There are just little moments sometimes that make me feel glittery about LA. You know that feeling when you can't help but bubble over in a smile because only in LA would you see or hear or witness whatever it is that you just saw or heard or witnessed.

Sure there are things that make me feel not so glittery, like the inability to find parking, or free parking, sometimes, people looking into your trailer window late at night, or having only gay men featured and pictured in the LA Weekly's write up on the same-sex marriage court decision celebration, but those are quickly forgotten in the midst of other moments.

Like pulling into a random metered spot on the street, searching my coin cup, pockets or purse for change and realizing once I'm out of the car that it's a failed meter and I can swing that space for free.

Or like two well-dressed older women coming into Louise's one night with sweet wedding rings on, a calm, gentle demeanor about them, and the cuteness to tell Chad that their left-overs can go in the same bag.

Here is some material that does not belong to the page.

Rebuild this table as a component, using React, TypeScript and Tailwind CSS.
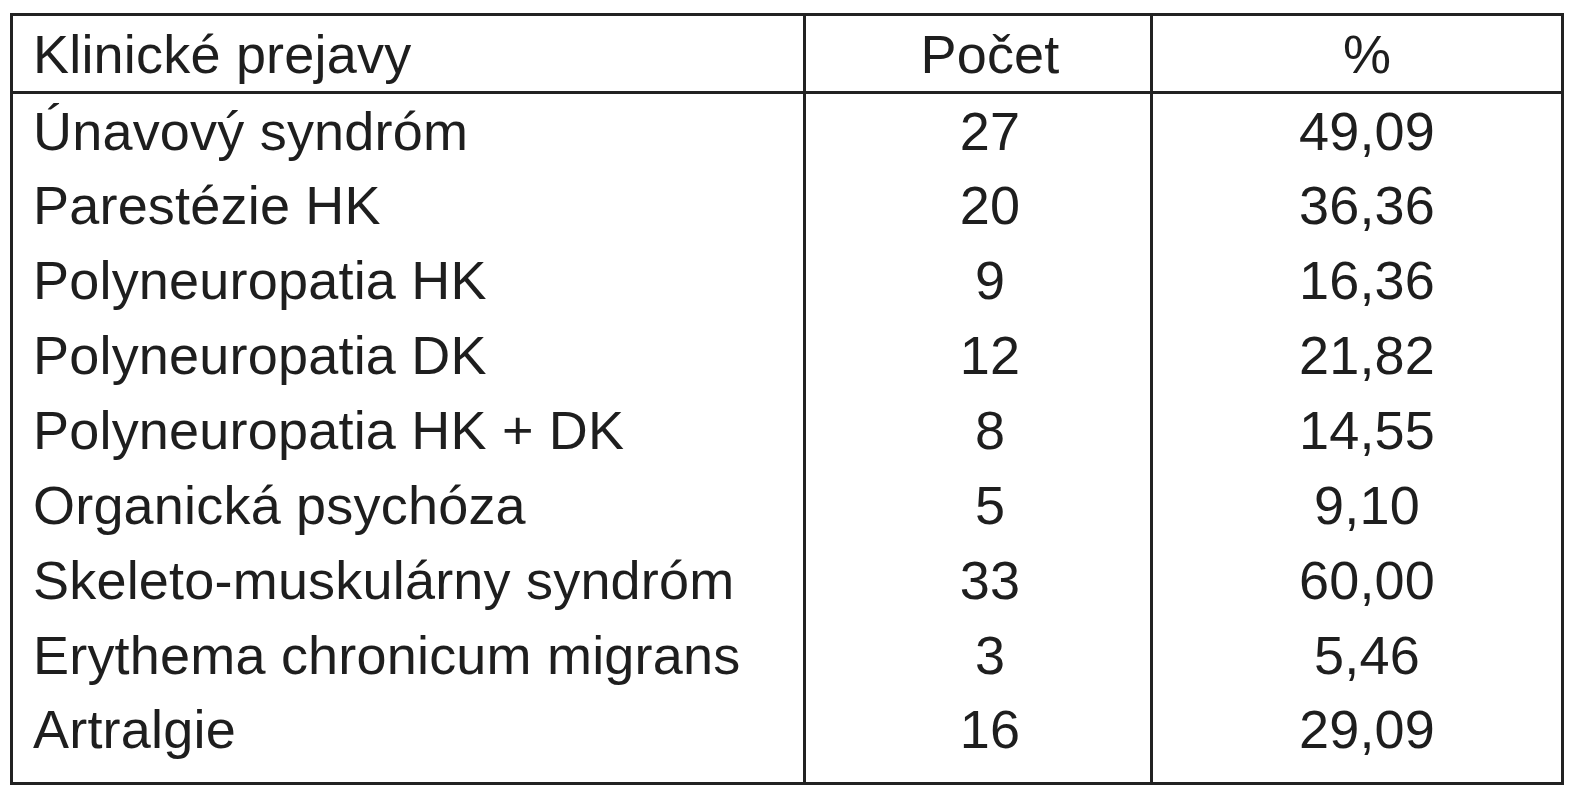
const rows: Array<[string, string, string]> = [
  ["Únavový syndróm", "27", "49,09"],
  ["Parestézie HK", "20", "36,36"],
  ["Polyneuropatia HK", "9", "16,36"],
  ["Polyneuropatia DK", "12", "21,82"],
  ["Polyneuropatia HK + DK", "8", "14,55"],
  ["Organická psychóza", "5", "9,10"],
  ["Skeleto-muskulárny syndróm", "33", "60,00"],
  ["Erythema chronicum migrans", "3", "5,46"],
  ["Artralgie", "16", "29,09"],
];

export default function App() {
  return (
    <div
      className="h-[800px] w-[1576px] bg-white pl-[10px] pt-[13px] text-[#1e1e1e]"
      style={{ fontFamily: '"Liberation Sans", Arial, sans-serif' }}
    >
      <table className="w-[1554px] border-collapse border-[3px] border-[#222] text-[54px] leading-none tracking-[0.2px]">
        <colgroup>
          <col className="w-[793px]" />
          <col className="w-[347px]" />
          <col />
        </colgroup>
        <thead>
          <tr className="h-[78px] border-b-[3px] border-[#222]">
            <th className="border-r-[3px] border-[#222] pl-[20px] text-left font-normal">Klinické prejavy</th>
            <th className="border-r-[3px] border-[#222] pl-[24px] text-center font-normal">Počet</th>
            <th className="pl-[20px] text-center font-normal">%</th>
          </tr>
        </thead>
        <tbody>
          {rows.map(([name, count, pct], i) => {
            const last = i === rows.length - 1;
            const pad = last ? "pb-[16px]" : "";
            return (
              <tr key={name} className={last ? "h-[91px]" : "h-[75px]"}>
                <td className={`border-r-[3px] border-[#222] pl-[20px] text-left ${pad}`}>{name}</td>
                <td className={`border-r-[3px] border-[#222] pl-[24px] text-center ${pad}`}>{count}</td>
                <td className={`pl-[20px] text-center ${pad}`}>{pct}</td>
              </tr>
            );
          })}
        </tbody>
      </table>
    </div>
  );
}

Or like tonight, also at the restaurant, when a middle-aged gay man came in for dinner with his parents and as he left I realized he was telling them about the beautiful gold ring he'd gotten for his partner's birthday and that his mom had shiny gold runners on as they walked out the door.

Thursday, May 29, 2008

People I Might Try to be in England

1. Full-time lover
2. Full-time employee
3. Florist shop apprentice
4. Doula
5. Post-college athlete
6. Frequenter of Paris
7. Member of a Transatlantic Craft Exchange (Ladies?)
8. Gardener (even of indoor plants)
9. Dancer
10. Tube rider
11. Tea drinker
12. Low budget domestic goddess
13. Train rider
14. Bed snuggler

This is all very in-advance, but, hey, the mind turns.